• _Given instruction_
Report every line in the listing that contains the string "screenshot".

• _Records shown_
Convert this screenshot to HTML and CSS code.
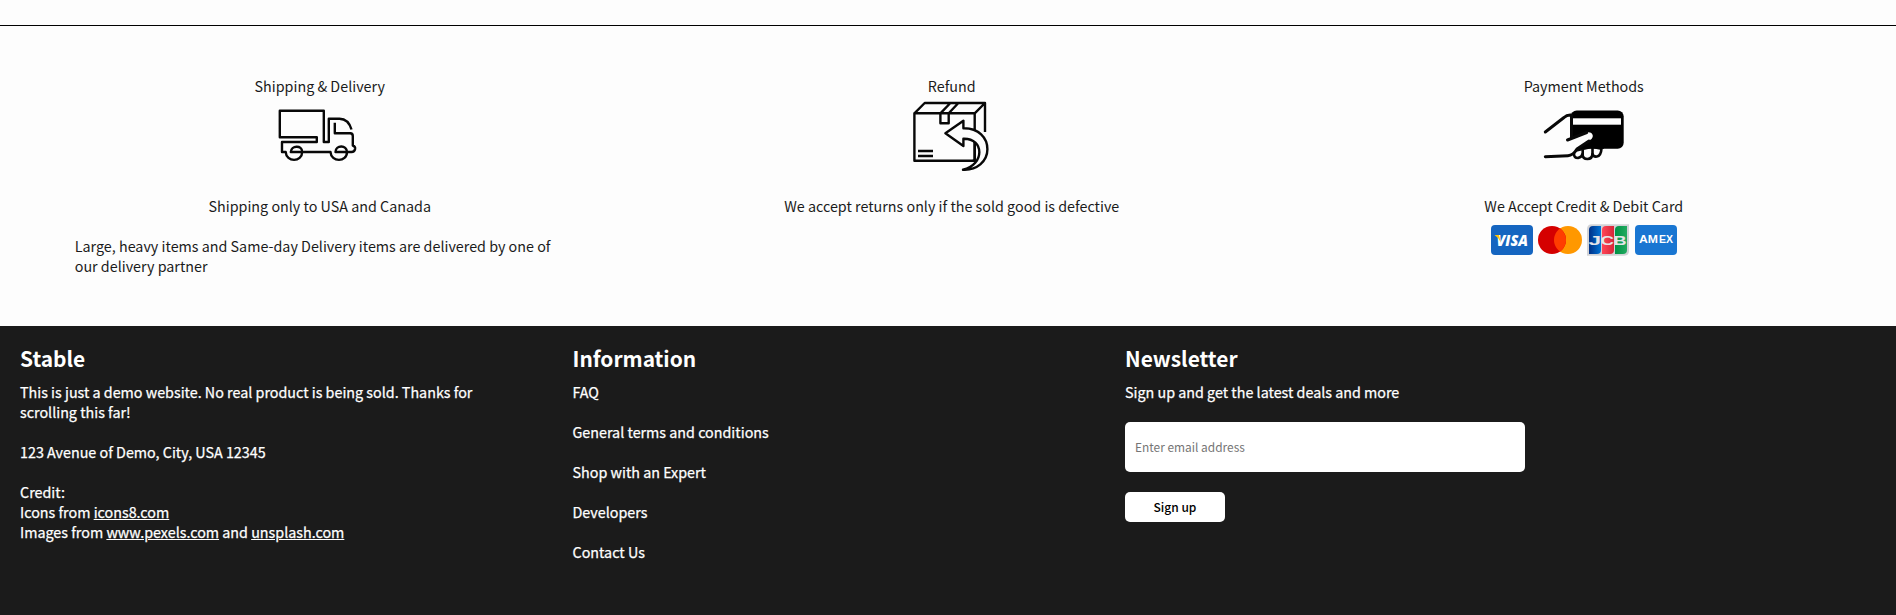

---

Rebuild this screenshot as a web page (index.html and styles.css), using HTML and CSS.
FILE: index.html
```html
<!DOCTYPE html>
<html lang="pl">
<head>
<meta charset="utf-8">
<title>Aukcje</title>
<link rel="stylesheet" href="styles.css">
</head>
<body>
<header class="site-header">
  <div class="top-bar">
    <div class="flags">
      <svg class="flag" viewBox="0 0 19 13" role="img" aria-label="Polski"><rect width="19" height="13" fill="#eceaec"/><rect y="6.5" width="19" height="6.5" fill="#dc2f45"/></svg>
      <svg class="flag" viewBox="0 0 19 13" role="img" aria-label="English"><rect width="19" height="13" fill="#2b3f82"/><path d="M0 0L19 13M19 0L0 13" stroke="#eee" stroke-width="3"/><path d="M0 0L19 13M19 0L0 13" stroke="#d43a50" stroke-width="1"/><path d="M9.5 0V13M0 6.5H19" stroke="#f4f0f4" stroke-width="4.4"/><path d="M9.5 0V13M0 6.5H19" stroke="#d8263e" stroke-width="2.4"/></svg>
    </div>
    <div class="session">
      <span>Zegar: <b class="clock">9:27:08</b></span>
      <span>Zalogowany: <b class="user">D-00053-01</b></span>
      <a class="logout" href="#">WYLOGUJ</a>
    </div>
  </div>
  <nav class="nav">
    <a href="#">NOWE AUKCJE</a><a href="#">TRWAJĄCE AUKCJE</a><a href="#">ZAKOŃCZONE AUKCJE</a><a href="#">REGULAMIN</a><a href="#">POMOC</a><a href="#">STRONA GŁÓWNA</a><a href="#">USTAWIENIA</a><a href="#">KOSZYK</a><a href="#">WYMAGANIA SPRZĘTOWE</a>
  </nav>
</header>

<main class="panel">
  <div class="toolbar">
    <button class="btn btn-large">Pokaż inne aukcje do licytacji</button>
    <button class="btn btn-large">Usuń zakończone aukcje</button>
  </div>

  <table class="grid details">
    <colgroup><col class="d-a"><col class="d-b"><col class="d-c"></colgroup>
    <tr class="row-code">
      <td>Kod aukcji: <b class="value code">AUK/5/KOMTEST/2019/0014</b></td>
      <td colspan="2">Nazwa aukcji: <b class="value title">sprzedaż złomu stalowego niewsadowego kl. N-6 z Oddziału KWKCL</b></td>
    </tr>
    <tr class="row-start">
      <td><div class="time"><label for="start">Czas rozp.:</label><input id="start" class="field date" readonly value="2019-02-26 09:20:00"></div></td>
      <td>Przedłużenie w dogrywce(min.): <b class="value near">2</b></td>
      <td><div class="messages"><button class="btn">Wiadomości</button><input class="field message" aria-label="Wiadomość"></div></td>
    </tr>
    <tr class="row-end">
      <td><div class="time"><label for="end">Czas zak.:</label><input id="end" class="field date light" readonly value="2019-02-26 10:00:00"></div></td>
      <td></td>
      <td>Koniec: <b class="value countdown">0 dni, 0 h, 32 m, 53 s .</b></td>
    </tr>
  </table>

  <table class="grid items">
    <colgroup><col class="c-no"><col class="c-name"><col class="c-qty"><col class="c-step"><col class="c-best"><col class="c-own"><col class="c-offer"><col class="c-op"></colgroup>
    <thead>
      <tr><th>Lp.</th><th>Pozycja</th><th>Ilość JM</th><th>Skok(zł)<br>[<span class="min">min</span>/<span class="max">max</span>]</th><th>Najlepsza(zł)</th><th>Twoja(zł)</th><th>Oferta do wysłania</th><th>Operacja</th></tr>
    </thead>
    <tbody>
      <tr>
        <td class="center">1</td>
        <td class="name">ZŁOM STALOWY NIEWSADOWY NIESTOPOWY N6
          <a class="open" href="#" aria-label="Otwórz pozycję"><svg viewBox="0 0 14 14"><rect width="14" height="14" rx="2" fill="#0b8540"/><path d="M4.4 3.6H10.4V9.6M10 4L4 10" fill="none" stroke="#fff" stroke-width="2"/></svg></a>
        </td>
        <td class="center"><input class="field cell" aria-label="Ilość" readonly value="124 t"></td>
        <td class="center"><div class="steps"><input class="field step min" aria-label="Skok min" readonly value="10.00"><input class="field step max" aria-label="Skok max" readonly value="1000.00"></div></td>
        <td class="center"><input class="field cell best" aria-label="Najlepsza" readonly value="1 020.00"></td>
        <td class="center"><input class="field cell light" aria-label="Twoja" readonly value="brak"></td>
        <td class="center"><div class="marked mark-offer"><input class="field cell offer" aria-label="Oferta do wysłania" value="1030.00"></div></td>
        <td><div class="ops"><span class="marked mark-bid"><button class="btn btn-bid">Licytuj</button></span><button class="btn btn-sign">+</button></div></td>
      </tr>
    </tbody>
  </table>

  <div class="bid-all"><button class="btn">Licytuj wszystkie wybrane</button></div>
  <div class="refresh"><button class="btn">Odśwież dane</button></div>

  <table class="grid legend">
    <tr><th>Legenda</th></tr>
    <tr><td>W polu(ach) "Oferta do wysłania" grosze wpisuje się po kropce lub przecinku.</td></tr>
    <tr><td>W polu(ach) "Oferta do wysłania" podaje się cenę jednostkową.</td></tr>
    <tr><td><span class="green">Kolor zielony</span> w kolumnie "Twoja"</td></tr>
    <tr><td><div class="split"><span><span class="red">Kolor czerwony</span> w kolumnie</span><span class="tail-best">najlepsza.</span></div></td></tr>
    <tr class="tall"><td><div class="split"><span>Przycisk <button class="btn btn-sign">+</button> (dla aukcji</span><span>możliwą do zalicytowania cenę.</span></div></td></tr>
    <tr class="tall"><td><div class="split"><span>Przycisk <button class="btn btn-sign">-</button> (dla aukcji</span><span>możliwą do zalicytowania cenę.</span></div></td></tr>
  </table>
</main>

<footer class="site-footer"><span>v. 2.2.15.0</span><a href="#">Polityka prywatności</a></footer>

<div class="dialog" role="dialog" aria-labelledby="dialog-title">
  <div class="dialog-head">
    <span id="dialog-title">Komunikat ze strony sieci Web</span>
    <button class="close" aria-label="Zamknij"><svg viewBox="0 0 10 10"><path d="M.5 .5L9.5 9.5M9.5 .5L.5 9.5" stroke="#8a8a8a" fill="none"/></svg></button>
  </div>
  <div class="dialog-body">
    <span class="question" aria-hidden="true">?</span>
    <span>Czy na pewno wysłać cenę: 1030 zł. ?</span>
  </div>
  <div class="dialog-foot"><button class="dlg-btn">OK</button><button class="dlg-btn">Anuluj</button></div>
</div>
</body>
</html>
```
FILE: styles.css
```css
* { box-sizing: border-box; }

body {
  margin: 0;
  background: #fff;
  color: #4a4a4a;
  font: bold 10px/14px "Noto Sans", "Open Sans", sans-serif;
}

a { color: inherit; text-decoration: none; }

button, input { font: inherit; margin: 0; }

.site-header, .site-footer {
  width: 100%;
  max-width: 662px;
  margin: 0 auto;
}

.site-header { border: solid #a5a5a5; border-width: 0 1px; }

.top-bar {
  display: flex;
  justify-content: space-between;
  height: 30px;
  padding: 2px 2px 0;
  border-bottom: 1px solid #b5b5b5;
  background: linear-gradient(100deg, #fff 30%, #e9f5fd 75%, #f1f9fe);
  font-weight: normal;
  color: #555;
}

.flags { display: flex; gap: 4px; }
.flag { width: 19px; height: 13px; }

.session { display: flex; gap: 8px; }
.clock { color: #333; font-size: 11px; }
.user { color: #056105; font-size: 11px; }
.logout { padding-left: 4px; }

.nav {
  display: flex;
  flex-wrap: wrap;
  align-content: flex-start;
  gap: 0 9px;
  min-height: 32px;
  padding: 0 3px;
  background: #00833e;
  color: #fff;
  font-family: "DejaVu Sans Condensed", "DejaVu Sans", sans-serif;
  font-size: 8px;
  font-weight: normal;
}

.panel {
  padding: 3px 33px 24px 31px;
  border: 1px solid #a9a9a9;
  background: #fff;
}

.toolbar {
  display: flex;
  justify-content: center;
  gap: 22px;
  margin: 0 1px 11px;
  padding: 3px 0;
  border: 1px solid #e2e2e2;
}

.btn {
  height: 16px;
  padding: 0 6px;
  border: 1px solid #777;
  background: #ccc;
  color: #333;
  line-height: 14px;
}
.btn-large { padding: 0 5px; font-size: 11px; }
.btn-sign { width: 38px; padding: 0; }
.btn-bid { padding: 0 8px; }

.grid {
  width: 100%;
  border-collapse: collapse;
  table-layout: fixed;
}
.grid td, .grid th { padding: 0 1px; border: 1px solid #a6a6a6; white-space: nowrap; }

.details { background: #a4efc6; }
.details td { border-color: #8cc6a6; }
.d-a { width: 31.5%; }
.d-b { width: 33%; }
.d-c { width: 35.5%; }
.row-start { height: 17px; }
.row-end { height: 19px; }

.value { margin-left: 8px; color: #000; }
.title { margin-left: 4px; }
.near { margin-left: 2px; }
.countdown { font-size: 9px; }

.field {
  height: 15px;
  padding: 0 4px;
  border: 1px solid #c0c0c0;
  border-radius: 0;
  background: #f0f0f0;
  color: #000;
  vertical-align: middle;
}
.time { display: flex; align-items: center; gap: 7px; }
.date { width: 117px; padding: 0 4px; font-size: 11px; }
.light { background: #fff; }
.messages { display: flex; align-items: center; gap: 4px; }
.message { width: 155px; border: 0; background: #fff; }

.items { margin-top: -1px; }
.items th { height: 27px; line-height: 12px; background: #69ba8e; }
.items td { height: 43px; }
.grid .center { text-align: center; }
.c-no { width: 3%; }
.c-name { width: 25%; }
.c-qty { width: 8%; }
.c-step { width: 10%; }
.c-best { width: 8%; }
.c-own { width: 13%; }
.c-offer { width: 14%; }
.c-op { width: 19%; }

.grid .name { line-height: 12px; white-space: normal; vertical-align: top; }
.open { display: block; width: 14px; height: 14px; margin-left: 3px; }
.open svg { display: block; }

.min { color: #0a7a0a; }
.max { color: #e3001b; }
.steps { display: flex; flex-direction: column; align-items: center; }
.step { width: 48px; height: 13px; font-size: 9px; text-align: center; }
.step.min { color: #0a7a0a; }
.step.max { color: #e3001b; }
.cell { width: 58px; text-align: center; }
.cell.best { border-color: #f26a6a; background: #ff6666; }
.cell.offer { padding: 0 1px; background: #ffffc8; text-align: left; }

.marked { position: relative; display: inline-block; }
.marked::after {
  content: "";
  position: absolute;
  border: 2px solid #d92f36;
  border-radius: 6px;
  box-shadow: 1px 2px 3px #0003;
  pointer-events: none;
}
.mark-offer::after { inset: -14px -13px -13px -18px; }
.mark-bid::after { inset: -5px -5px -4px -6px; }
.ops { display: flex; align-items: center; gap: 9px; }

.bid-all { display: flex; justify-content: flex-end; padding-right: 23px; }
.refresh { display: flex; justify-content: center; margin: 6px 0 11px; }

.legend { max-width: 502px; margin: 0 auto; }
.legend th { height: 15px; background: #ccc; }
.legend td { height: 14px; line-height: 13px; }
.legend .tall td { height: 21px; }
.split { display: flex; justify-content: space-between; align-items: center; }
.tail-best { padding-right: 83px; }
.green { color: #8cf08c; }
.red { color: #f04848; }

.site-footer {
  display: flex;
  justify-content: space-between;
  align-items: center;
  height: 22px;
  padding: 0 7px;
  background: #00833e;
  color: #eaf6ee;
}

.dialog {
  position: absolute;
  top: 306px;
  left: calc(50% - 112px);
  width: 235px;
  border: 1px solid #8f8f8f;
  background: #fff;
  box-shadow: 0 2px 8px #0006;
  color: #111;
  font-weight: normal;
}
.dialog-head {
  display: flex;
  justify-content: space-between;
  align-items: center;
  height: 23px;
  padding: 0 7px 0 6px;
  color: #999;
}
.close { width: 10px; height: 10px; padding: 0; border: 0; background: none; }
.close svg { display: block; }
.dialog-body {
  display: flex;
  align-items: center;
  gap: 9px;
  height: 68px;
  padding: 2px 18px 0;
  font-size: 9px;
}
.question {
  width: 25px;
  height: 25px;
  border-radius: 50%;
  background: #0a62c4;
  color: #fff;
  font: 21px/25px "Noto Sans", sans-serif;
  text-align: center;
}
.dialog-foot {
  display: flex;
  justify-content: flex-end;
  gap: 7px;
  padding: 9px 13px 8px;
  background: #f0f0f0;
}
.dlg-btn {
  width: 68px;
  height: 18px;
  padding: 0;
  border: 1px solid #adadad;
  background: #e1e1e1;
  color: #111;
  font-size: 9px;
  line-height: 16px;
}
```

==

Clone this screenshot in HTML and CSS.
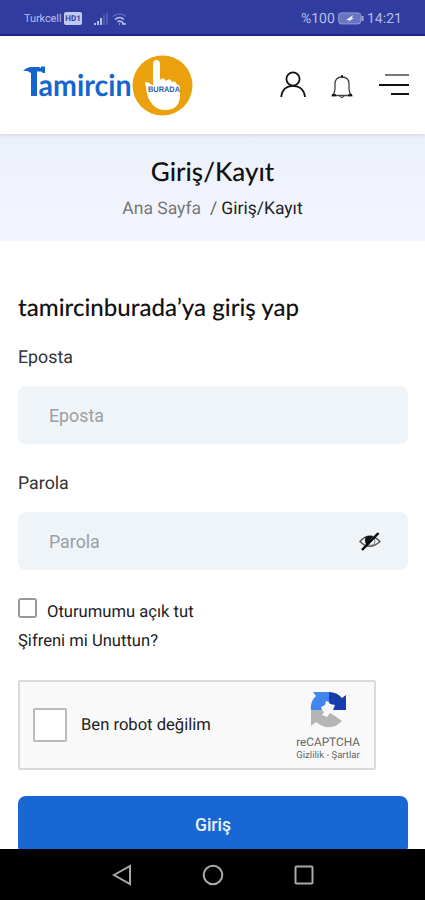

• _Answer for the task_
Convert this screenshot to HTML and CSS code.
Rebuild this screenshot as a web page (index.html and styles.css), using HTML and CSS.
Clone this screenshot in HTML and CSS.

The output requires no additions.